WALNUT CREEK (KPIX 5) -- A new social media has become a phenomenon among kids and teens, thanks to its ability for users to remain anonymous. But law enforcement and parents worry the anonymity of the Yik Yak app is leading to cyberbullying and threats of violence.

Yik Yak, allows users to post anonymously, only within a mile-and-a-half radius. Some students KPIX 5 talked to at Las Lomas High in Walnut Creek use it precisely because their parents have never heard of it.

"I think that there's more out there that parents don't know about, especially the ones that are new, that kind of come in, briefly shine and leave again," said Lauren Brown of the Danville Police Department.

Brown said the anonymity leads to a cyberbullying free-for-all, becoming this generation's version of scrawled messages on bathroom stalls.

"People hide behind that screen of 'I can say anything,' because it's not going to come back to me," Brown said.

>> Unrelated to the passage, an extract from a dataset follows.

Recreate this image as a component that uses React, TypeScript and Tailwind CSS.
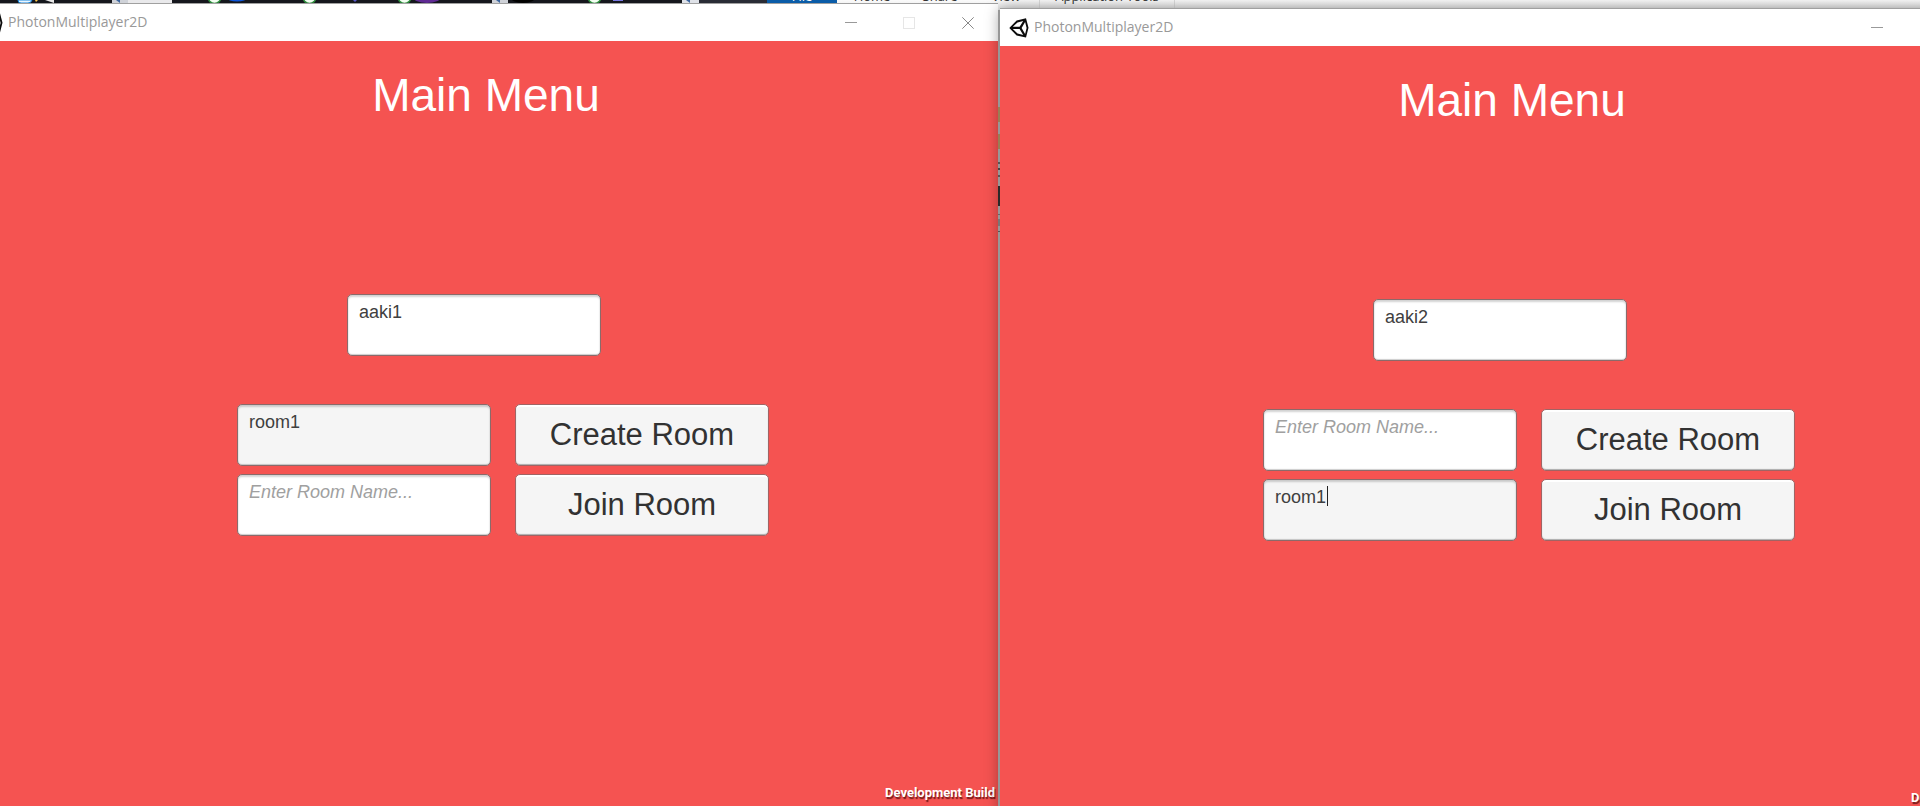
import { useState } from "react";

type WindowProps = {
  id: string;
  className: string;
  player: string;
  create: string;
  join: string;
  active: "create" | "join";
  caret?: boolean;
};

const fieldBase =
  "h-[62px] w-[254px] rounded-[5px] border border-[#8b6a6a] px-[11px] pt-[7px] pb-[33px] text-[18px] leading-5 text-[#404040] outline-none placeholder:text-[#a0a0a0] placeholder:italic placeholder:opacity-100 shadow-[inset_0_2px_2px_rgba(0,0,0,0.18),inset_0_-1px_1px_rgba(0,0,0,0.2)]";

const buttonBase =
  "h-[62px] w-[254px] rounded-[5px] border border-[#a06464] bg-[#f5f5f5] text-[31px] leading-9 text-[#323232] shadow-[inset_0_2px_0_#ffffff,inset_0_-1px_1px_rgba(0,0,0,0.3)]";

function UnityLogo() {
  return (
    <svg className="h-5 w-5 shrink-0" viewBox="0 0 20 20" fill="none" aria-hidden="true">
      <path
        fill="#0c0c0c"
        fillRule="evenodd"
        d="M0.300 10L7.600 2.600L17 0.300L19.500 9.800L17 19.600L7.600 17.400ZM3.800 8.800H10.600L14.200 2.900L8.500 4.500ZM3.800 11.100L8.500 15.400L14.200 17L10.600 11.100ZM16.100 3.900L12.600 9.900L16.100 16L17.600 9.900Z"
      />
    </svg>
  );
}

function Field(props: { id: string; label: string; initial: string; placeholder: string; active: boolean; caret?: boolean }) {
  const [value, setValue] = useState(props.initial);
  return (
    <div className="relative flex">
      <input
        id={props.id}
        aria-label={props.label}
        value={value}
        placeholder={props.placeholder}
        onChange={(e) => setValue(e.target.value)}
        className={`${fieldBase} ${props.active ? "bg-[#f5f5f5]" : "bg-white"}`}
      />
      {props.caret && <span className="absolute top-[7px] left-[64px] h-5 w-px bg-[#222]" />}
    </div>
  );
}

function GameWindow({ id, className, player, create, join, active, caret }: WindowProps) {
  return (
    <section className={`absolute flex w-[1024px] flex-col ${className}`}>
      <header className="flex h-[37px] shrink-0 items-center bg-white pl-[9px]">
        <UnityLogo />
        <span className="ml-[5px] flex-1 pb-px font-['Open_Sans','Noto_Sans',sans-serif] text-[14px] leading-5 text-[#999999]">PhotonMultiplayer2D</span>
        <button aria-label="Minimize" className="flex h-full w-[58px] items-center justify-center">
          <span className="h-px w-3 bg-[#999]" />
        </button>
        <button aria-label="Maximize" className="flex h-full w-[58px] items-center justify-center">
          <span className="size-3 border border-[#e6e6e6]" />
        </button>
        <button aria-label="Close" className="flex h-full w-[60px] items-center justify-center">
          <svg className="size-3" viewBox="0 0 12 12" stroke="#888" strokeWidth="1" aria-hidden="true">
            <path d="M0.3 0.3L11.7 11.7M11.7 0.3L0.3 11.7" />
          </svg>
        </button>
      </header>
      <main className="flex h-[768px] flex-col bg-[#f55351] font-['Liberation_Sans',Arial,sans-serif]">
        <h1 className="mt-7 text-center text-[46px] leading-[52px] text-white">Main Menu</h1>
        <div className="mt-[173px] flex justify-center pr-6">
          <Field id={`${id}-player`} label="Player name" initial={player} placeholder="Enter Player Name..." active={false} />
        </div>
        <div className="mt-12 flex justify-center pl-[34px]">
          <div className="grid grid-cols-[auto_auto] gap-x-6 gap-y-2">
            <Field id={`${id}-create`} label="Room to create" initial={create} placeholder="Enter Room Name..." active={active === "create"} />
            <button className={buttonBase}>Create Room</button>
            <Field id={`${id}-join`} label="Room to join" initial={join} placeholder="Enter Room Name..." active={active === "join"} caret={caret} />
            <button className={buttonBase}>Join Room</button>
          </div>
        </div>
        <p className="mt-auto mb-[6px] pr-[3px] text-right font-[Roboto,sans-serif] text-[13px] leading-5 font-bold text-white [text-shadow:1px_2px_1px_rgba(60,0,0,0.7)]">
          Development Build
        </p>
      </main>
    </section>
  );
}

function Backdrop() {
  return (
    <div className="flex h-[14px] overflow-hidden">
      <svg className="h-[14px] w-[767px] shrink-0" viewBox="0 0 767 14" aria-hidden="true">
        <rect width="767" height="14" fill="#15171d" />
        <path d="M18 0H32Q31 3 28 3H21Q18 3 18 0Z" fill="#eaf6ff" stroke="#1687e0" />
        <path d="M35 0H38L36 2Z" fill="#ffc94a" />
        <path d="M45 0H54V3Z" fill="#e8e8e8" />
        <rect x="112" width="60" height="4" fill="#e9e9eb" />
        <rect x="112" width="16" height="4" fill="#cfd2d8" />
        <path d="M116 0H120V3Z" fill="#3c66a0" />
        <g fill="#f2fff2" stroke="#2b8a3a" strokeWidth="1.5">
          <circle cx="214.500" cy="-3" r="6.500" />
          <circle cx="309.500" cy="-3" r="6.500" />
          <circle cx="404.500" cy="-3" r="6.500" />
          <circle cx="594.500" cy="-3" r="6.500" />
        </g>
        <ellipse cx="237" cy="-2" rx="10" ry="3.500" fill="#0d55d8" />
        <path d="M353 0H357L355 2Z" fill="#5757c8" />
        <ellipse cx="427" cy="-3" rx="14" ry="6" fill="#5f2a93" />
        <rect x="492" width="16" height="4" fill="#cfd2d8" />
        <path d="M496 0H500V3Z" fill="#3c66a0" />
        <ellipse cx="523" cy="-2" rx="12" ry="5" fill="#000" />
        <rect x="613" width="10" height="1" fill="#7878e0" />
        <rect x="682" width="17" height="4" fill="#dfe2e8" />
        <path d="M686 0H690V3Z" fill="#3c66a0" />
        <rect x="699" width="68" height="4" fill="#292c35" />
      </svg>
      <nav className="-mt-[13px] flex flex-1 bg-[#f5f5f5] bg-linear-to-b from-[#fafafa] from-50% to-[#dadada] font-['Open_Sans',sans-serif] text-[13px] leading-[18px] whitespace-nowrap text-[#333]">
        <a href="#file" className="flex h-[27px] w-[70px] justify-center bg-[#0a5ca8] text-white">File</a>
        <a href="#home" className="w-[70px] text-center">Home</a>
        <a href="#share" className="w-[66px] text-center">Share</a>
        <a href="#view" className="w-[66px] text-center">View</a>
        <a href="#tools" className="h-[27px] w-[136px] border-x border-[#dcdcdc] text-center">Application Tools</a>
      </nav>
    </div>
  );
}

export default function App() {
  return (
    <div className="relative h-screen overflow-hidden bg-[#999999]">
      <Backdrop />
      <GameWindow
        id="first"
        className="-left-[26px] top-1 shadow-[0_-1px_0_#a0a0a0]"
        player="aaki1"
        create="room1"
        join=""
        active="create"
      />
      <GameWindow
        id="second"
        className="left-[1000px] top-[9px] shadow-[0_-1px_0_#a0a0a0,0_0_14px_rgba(0,0,0,0.4)]"
        player="aaki2"
        create=""
        join="room1"
        active="join"
        caret
      />
      <svg className="absolute top-[10px] left-[998px] h-[806px] w-[2px]" viewBox="0 10 2 806" aria-hidden="true">
        <rect y="10" width="2" height="806" fill="#979797" />
        <rect y="107" width="2" height="15" fill="#987f55" />
        <rect y="134" width="2" height="15" fill="#987f55" />
        <rect y="162" width="2" height="2" fill="#555" />
        <rect y="168" width="2" height="2" fill="#444" />
        <rect y="175" width="2" height="2" fill="#555" />
        <rect y="186" width="2" height="20" fill="#292929" />
        <rect y="214" width="2" height="1" fill="#666" />
        <rect y="219" width="2" height="7" fill="#777" />
        <rect y="231" width="2" height="1" fill="#555" />
      </svg>
    </div>
  );
}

That mentality is why the dangers don't stop with cyberbullying. Some messages are criminal, such as ones threatening violence on school campuses. It happened at Novato High School earlier this month, and threats were posted at two Southern California high schools in the past week.

Yik Yak said it's blocking use of the app at 85 percent of high school campuses, including Las Lomas, creating a sort of virtual fence. KPIX 5 found the app works down the street, about a three-minute walk from campus.

"You could still do it at home," said Joseph Baldetti, a student at Las Lomas.

Joseph said the app is all the rage at school. The school's newspaper on Friday had a front page article on Yik Yak.

Meanwhile, Joseph's mom Marianne Baldetti tries to keep up. "With four kids, basically impossible," she said.

Yik Yak was initially built for college campuses, which is another reason why the app is blocked off at many high schools.